Japan’s recovery is holding steady ahead of a looming sales tax hike, economic indicators showed yesterday, though weakness in wages and spending suggest it remains vulnerable to a reversal.
The consumer price index rose 1.3 percent in January and factory production also climbed.
Past experience suggests Japan will see a big plunge in demand after the 3 percentage point tax hike to 8 percent on April 1, economist Masamichi Adachi of JPMorgan in Tokyo said.
“It is a very difficult time to gauge the underlying strength of the economy,” he said.
As manufacturers and retailers raise prices to compensate for higher costs, they are passing them on to consumers, who appear to be tightening their belts to compensate.
Japanese yesterday awoke to front-page reports of plans for increases in the prices paid for vending machine soft drinks and plans for further hikes in gas and electricity rates.
Contrary to earlier expectations, manufacturers are forecasting that factory output would fall this month, following a 4 percent increase in January to about the level it was at before a massive earthquake and tsunami hit northeastern Japan in March 2011, the Ministry of Economy, Trade and Industry reported.
Japan’s financial industry and banks are relatively sound, compared with the 1990s. Its companies have much less debt and there is no reason to expect a major regional crisis similar to the one that slammed the economy in 1997, plunging it into recession. By coincidence, that period of economic trauma followed a tax hike in Japan.
The government and central bank have unleashed a flood of monetary and fiscal stimulus aimed at breaking Japan free from a long spell of deflation, or falling prices, that is thought to discourage investment and spending.
However, the Bank of Japan (BOJ) needs to ensure financial markets remain stable and Prime Minister Shinzo Abe needs to deliver on promises for reforms to help make the economy more competitive, Adachi said.
“Confidence matters a lot for Abenomics,” he said. “More stimulus is necessary and more structural change, so people will believe things will change.”
In a rare cautionary remark on Thursday, a BOJ vice governor, Takehori Sato, said that the central bank must focus on a full and sustainable recovery, rather than just achieving the government’s inflation target of 2 percent.
“What the price stability target aims to achieve after all is not simply a rise in prices.
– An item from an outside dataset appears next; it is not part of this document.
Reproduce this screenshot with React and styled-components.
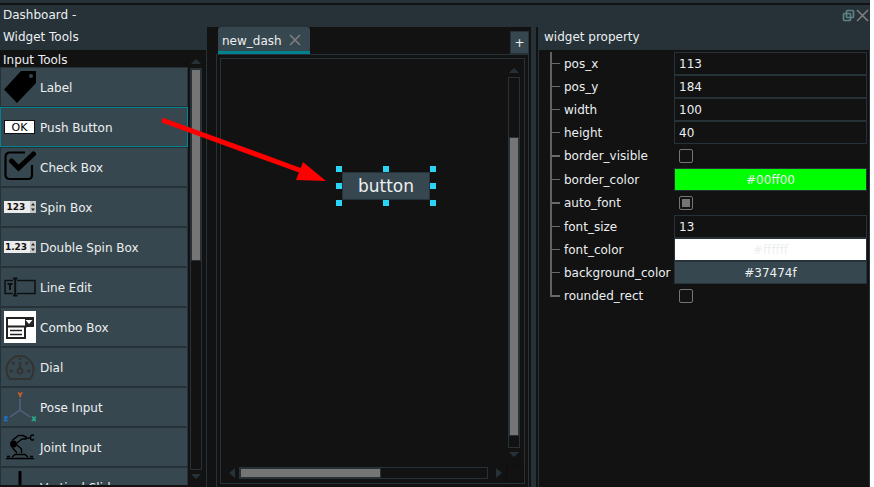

Rather, it aims to achieve a situation in which a rise in prices is accompanied by a rise in wages, coupled with an improvement in the overall economy,” Sato said.
Given the expected impact of the tax hike, “we have to avoid leaving an impression that the bank has been solely pursuing a pick-up in prices without due attention to the economy,” he said.
March is labor negotiation season in Japan, and some of the biggest companies have indicated they are open to raising base wages, rather than just bonuses or other payments, for the first time in years.
However, such increases are likely to be modest at less than the equivalent of US$100 a month and will affect only a fraction of the work force. For most workers, real incomes will continue to fall as prices rise.
January’s 1.3 percent rise in core inflation marked the eighth straight month of price increases and matched the rise in December. Excluding food and energy, prices rose 0.7 percent, also on a par with the month before.
The “‘core’ and ‘core-core’ measures have started to level off at levels well short of the target,” Capital Economics said in a commentary, implying that the BOJ needs to do more to hit its eventual inflation target of 2 percent.
Meanwhile, the jobless rate remained steady at 3.7 percent in January, with 104 job offers for every 100 job seekers. Retail sales rose 1.4 percent from a month earlier after falling in December, while household incomes fell 0.6 percent and seasonally adjusted household spending fell 1.6 percent from the month before, government data showed.